STATED TASK >>
Restate all the material verbatim, except for the pictures.
▼▼▼
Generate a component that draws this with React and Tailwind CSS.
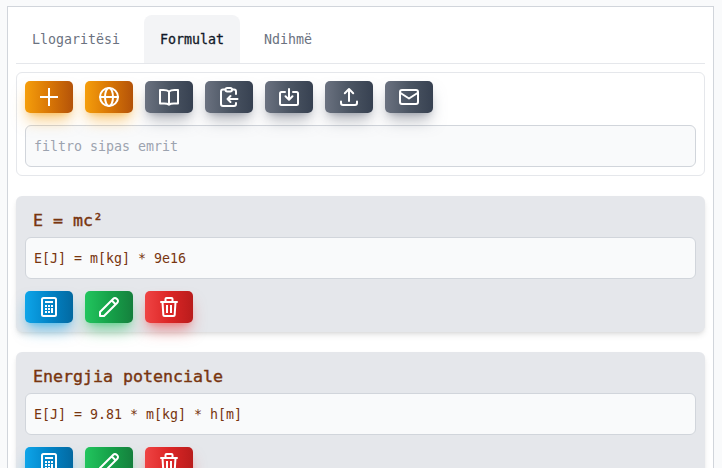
const tones = {
  amber: 'from-[#f59e0b] via-[#d97706] to-[#b45309] shadow-[#f59e0b]/50',
  gray: 'from-[#6b7280] via-[#4b5563] to-[#374151] shadow-[#6b7280]/50',
  sky: 'from-[#0ea5e9] via-[#0284c7] to-[#0369a1] shadow-[#0ea5e9]/50',
  green: 'from-[#22c55e] via-[#16a34a] to-[#15803d] shadow-[#22c55e]/50',
  red: 'from-[#ef4444] via-[#dc2626] to-[#b91c1c] shadow-[#ef4444]/50',
};

const icons = {
  plus: <path strokeLinecap="butt" d="M3 12h18M12 3v18" />,
  globe: (
    <>
      <circle cx="12" cy="12" r="9" />
      <ellipse cx="12" cy="12" rx="4" ry="9" />
      <path d="M3 12h18" />
    </>
  ),
  book: (
    <path d="M12 6.500v13.300M12 6.500C10.500 5.300 8.500 5 6.500 5H3v13.500h4c2 0 3.800.2 5 1.200 1.200-1 3-1.200 5-1.200h4V5h-3.500C15.500 5 13.500 5.300 12 6.500z" />
  ),
  paste: (
    <>
      <path d="M8 4.500H6a2 2 0 0 0-2 2V19a2 2 0 0 0 2 2h11a2 2 0 0 0 2-2v-1M15 4.500h2a2 2 0 0 1 2 2V9" />
      <rect x="8.500" y="3" width="6.500" height="3.500" rx="1.700" />
      <path d="M20.500 14H10.500M13.500 11l-3 3 3 3" />
    </>
  ),
  save: (
    <>
      <path d="M8 7H4.500A1.500 1.500 0 0 0 3 8.500v10A1.500 1.500 0 0 0 4.500 20h15a1.500 1.500 0 0 0 1.500-1.500v-10A1.500 1.500 0 0 0 19.500 7H16" />
      <path d="M12 4v10.500M8.500 11.300l3.500 3.500 3.500-3.500" />
    </>
  ),
  upload: (
    <>
      <path d="M4 16.500V18a2 2 0 0 0 2 2h12a2 2 0 0 0 2-2v-1.500" />
      <path d="M12 16V4M7.800 8.200 12 4l4.200 4.200" />
    </>
  ),
  mail: (
    <>
      <rect x="3" y="5" width="18" height="14" rx="2" />
      <path d="m3.500 8 8.500 5.500L20.500 8" />
    </>
  ),
  calculator: (
    <>
      <rect x="5" y="3" width="14" height="18" rx="1.500" />
      <path strokeLinecap="butt" d="M8 7h8" />
      <g fill="currentColor" stroke="none">
        <path d="M8 10h2v2H8zM11 10h2v2h-2zM14 10h2v2h-2zM8 13h2v2H8zM11 13h2v2h-2zM14 13h2v5h-2zM8 16h2v2H8zM11 16h2v2h-2z" />
      </g>
    </>
  ),
  pencil: <path d="M3 21v-4L16.300 3.700a2.300 2.300 0 0 1 3.300 0l.7.7a2.300 2.300 0 0 1 0 3.300L7 21zM14.800 5.500l3.700 3.700" />,
  trash: (
    <>
      <path d="M4 7h16M8.500 6.500V4A1 1 0 0 1 9.500 3h5a1 1 0 0 1 1 1v2.500" />
      <path d="M5.500 7l.8 12.500A1.500 1.500 0 0 0 7.800 21h8.400a1.500 1.500 0 0 0 1.500-1.500L18.500 7" />
      <path strokeLinecap="butt" d="M10 10v8M14 10v8" />
    </>
  ),
};

function IconButton({ tone, icon }) {
  return (
    <button className={`flex h-8 w-12 items-center justify-center rounded-[5px] bg-linear-to-r/srgb text-white shadow-lg ${tones[tone]}`}>
      <svg className="size-6" viewBox="0 0 24 24" fill="none" stroke="currentColor" strokeWidth="2" strokeLinecap="round" strokeLinejoin="round">
        {icons[icon]}
      </svg>
    </button>
  );
}

const field = 'h-[42px] w-full rounded-md border border-[#d1d5db] bg-[#f9fafb] px-2 text-[13.29px]';

function Card({ title, formula }) {
  return (
    <section className="mb-5 h-[136px] rounded-md bg-[#e5e7eb] px-[9px] pt-2 shadow-md">
      <h2 className="h-[33px] pl-2 text-[16.61px] leading-[34px] [-webkit-text-stroke:0.4px]">{title}</h2>
      <div className={`${field} flex items-center pt-0.5`}>{formula}</div>
      <div className="mt-3 flex gap-3">
        <IconButton tone="sky" icon="calculator" />
        <IconButton tone="green" icon="pencil" />
        <IconButton tone="red" icon="trash" />
      </div>
    </section>
  );
}

export default function App() {
  return (
    <div className="h-[468px] overflow-hidden bg-[#f9fafb] pt-1.5 pr-2 pl-[7px] font-['DejaVu_Sans_Mono',monospace] text-[#78350f]">
      <main className="h-[600px] border border-[#d1d5db] bg-white p-2">
        <nav className="flex h-[49px] gap-2 border-b border-[#e5e7eb] text-[13.29px] leading-[50px] text-[#6b7280]">
          <a className="w-[120px] px-4">Llogaritësi</a>
          <a className="h-12 w-24 rounded-t-lg bg-[#f3f4f6] px-4 text-[#111827] [-webkit-text-stroke:0.3px]">Formulat</a>
          <a className="px-4">Ndihmë</a>
        </nav>
        <section className="mt-2 mb-5 h-[104px] rounded-md border border-[#e5e7eb] p-2">
          <div className="mb-3 flex gap-3">
            <IconButton tone="amber" icon="plus" />
            <IconButton tone="amber" icon="globe" />
            <IconButton tone="gray" icon="book" />
            <IconButton tone="gray" icon="paste" />
            <IconButton tone="gray" icon="save" />
            <IconButton tone="gray" icon="upload" />
            <IconButton tone="gray" icon="mail" />
          </div>
          <input className={`${field} block placeholder:text-[#9ca3af]`} placeholder="filtro sipas emrit" />
        </section>
        <Card title="E = mc²" formula="E[J] = m[kg] * 9e16" />
        <Card title="Energjia potenciale" formula="E[J] = 9.81 * m[kg] * h[m]" />
      </main>
    </div>
  );
}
▲▲▲
WORKED SOLUTION >>
Generate a component that draws this with React and Tailwind CSS.
const tones = {
  amber: 'from-[#f59e0b] via-[#d97706] to-[#b45309] shadow-[#f59e0b]/50',
  gray: 'from-[#6b7280] via-[#4b5563] to-[#374151] shadow-[#6b7280]/50',
  sky: 'from-[#0ea5e9] via-[#0284c7] to-[#0369a1] shadow-[#0ea5e9]/50',
  green: 'from-[#22c55e] via-[#16a34a] to-[#15803d] shadow-[#22c55e]/50',
  red: 'from-[#ef4444] via-[#dc2626] to-[#b91c1c] shadow-[#ef4444]/50',
};

const icons = {
  plus: <path strokeLinecap="butt" d="M3 12h18M12 3v18" />,
  globe: (
    <>
      <circle cx="12" cy="12" r="9" />
      <ellipse cx="12" cy="12" rx="4" ry="9" />
      <path d="M3 12h18" />
    </>
  ),
  book: (
    <path d="M12 6.500v13.300M12 6.500C10.500 5.300 8.500 5 6.500 5H3v13.500h4c2 0 3.800.2 5 1.200 1.200-1 3-1.200 5-1.200h4V5h-3.500C15.500 5 13.500 5.300 12 6.500z" />
  ),
  paste: (
    <>
      <path d="M8 4.500H6a2 2 0 0 0-2 2V19a2 2 0 0 0 2 2h11a2 2 0 0 0 2-2v-1M15 4.500h2a2 2 0 0 1 2 2V9" />
      <rect x="8.500" y="3" width="6.500" height="3.500" rx="1.700" />
      <path d="M20.500 14H10.500M13.500 11l-3 3 3 3" />
    </>
  ),
  save: (
    <>
      <path d="M8 7H4.500A1.500 1.500 0 0 0 3 8.500v10A1.500 1.500 0 0 0 4.500 20h15a1.500 1.500 0 0 0 1.500-1.500v-10A1.500 1.500 0 0 0 19.500 7H16" />
      <path d="M12 4v10.500M8.500 11.300l3.500 3.500 3.500-3.500" />
    </>
  ),
  upload: (
    <>
      <path d="M4 16.500V18a2 2 0 0 0 2 2h12a2 2 0 0 0 2-2v-1.500" />
      <path d="M12 16V4M7.800 8.200 12 4l4.200 4.200" />
    </>
  ),
  mail: (
    <>
      <rect x="3" y="5" width="18" height="14" rx="2" />
      <path d="m3.500 8 8.500 5.500L20.500 8" />
    </>
  ),
  calculator: (
    <>
      <rect x="5" y="3" width="14" height="18" rx="1.500" />
      <path strokeLinecap="butt" d="M8 7h8" />
      <g fill="currentColor" stroke="none">
        <path d="M8 10h2v2H8zM11 10h2v2h-2zM14 10h2v2h-2zM8 13h2v2H8zM11 13h2v2h-2zM14 13h2v5h-2zM8 16h2v2H8zM11 16h2v2h-2z" />
      </g>
    </>
  ),
  pencil: <path d="M3 21v-4L16.300 3.700a2.300 2.300 0 0 1 3.300 0l.7.7a2.300 2.300 0 0 1 0 3.300L7 21zM14.800 5.500l3.700 3.700" />,
  trash: (
    <>
      <path d="M4 7h16M8.500 6.500V4A1 1 0 0 1 9.500 3h5a1 1 0 0 1 1 1v2.500" />
      <path d="M5.500 7l.8 12.500A1.500 1.500 0 0 0 7.800 21h8.400a1.500 1.500 0 0 0 1.500-1.500L18.500 7" />
      <path strokeLinecap="butt" d="M10 10v8M14 10v8" />
    </>
  ),
};

function IconButton({ tone, icon }) {
  return (
    <button className={`flex h-8 w-12 items-center justify-center rounded-[5px] bg-linear-to-r/srgb text-white shadow-lg ${tones[tone]}`}>
      <svg className="size-6" viewBox="0 0 24 24" fill="none" stroke="currentColor" strokeWidth="2" strokeLinecap="round" strokeLinejoin="round">
        {icons[icon]}
      </svg>
    </button>
  );
}

const field = 'h-[42px] w-full rounded-md border border-[#d1d5db] bg-[#f9fafb] px-2 text-[13.29px]';

function Card({ title, formula }) {
  return (
    <section className="mb-5 h-[136px] rounded-md bg-[#e5e7eb] px-[9px] pt-2 shadow-md">
      <h2 className="h-[33px] pl-2 text-[16.61px] leading-[34px] [-webkit-text-stroke:0.4px]">{title}</h2>
      <div className={`${field} flex items-center pt-0.5`}>{formula}</div>
      <div className="mt-3 flex gap-3">
        <IconButton tone="sky" icon="calculator" />
        <IconButton tone="green" icon="pencil" />
        <IconButton tone="red" icon="trash" />
      </div>
    </section>
  );
}

export default function App() {
  return (
    <div className="h-[468px] overflow-hidden bg-[#f9fafb] pt-1.5 pr-2 pl-[7px] font-['DejaVu_Sans_Mono',monospace] text-[#78350f]">
      <main className="h-[600px] border border-[#d1d5db] bg-white p-2">
        <nav className="flex h-[49px] gap-2 border-b border-[#e5e7eb] text-[13.29px] leading-[50px] text-[#6b7280]">
          <a className="w-[120px] px-4">Llogaritësi</a>
          <a className="h-12 w-24 rounded-t-lg bg-[#f3f4f6] px-4 text-[#111827] [-webkit-text-stroke:0.3px]">Formulat</a>
          <a className="px-4">Ndihmë</a>
        </nav>
        <section className="mt-2 mb-5 h-[104px] rounded-md border border-[#e5e7eb] p-2">
          <div className="mb-3 flex gap-3">
            <IconButton tone="amber" icon="plus" />
            <IconButton tone="amber" icon="globe" />
            <IconButton tone="gray" icon="book" />
            <IconButton tone="gray" icon="paste" />
            <IconButton tone="gray" icon="save" />
            <IconButton tone="gray" icon="upload" />
            <IconButton tone="gray" icon="mail" />
          </div>
          <input className={`${field} block placeholder:text-[#9ca3af]`} placeholder="filtro sipas emrit" />
        </section>
        <Card title="E = mc²" formula="E[J] = m[kg] * 9e16" />
        <Card title="Energjia potenciale" formula="E[J] = 9.81 * m[kg] * h[m]" />
      </main>
    </div>
  );
}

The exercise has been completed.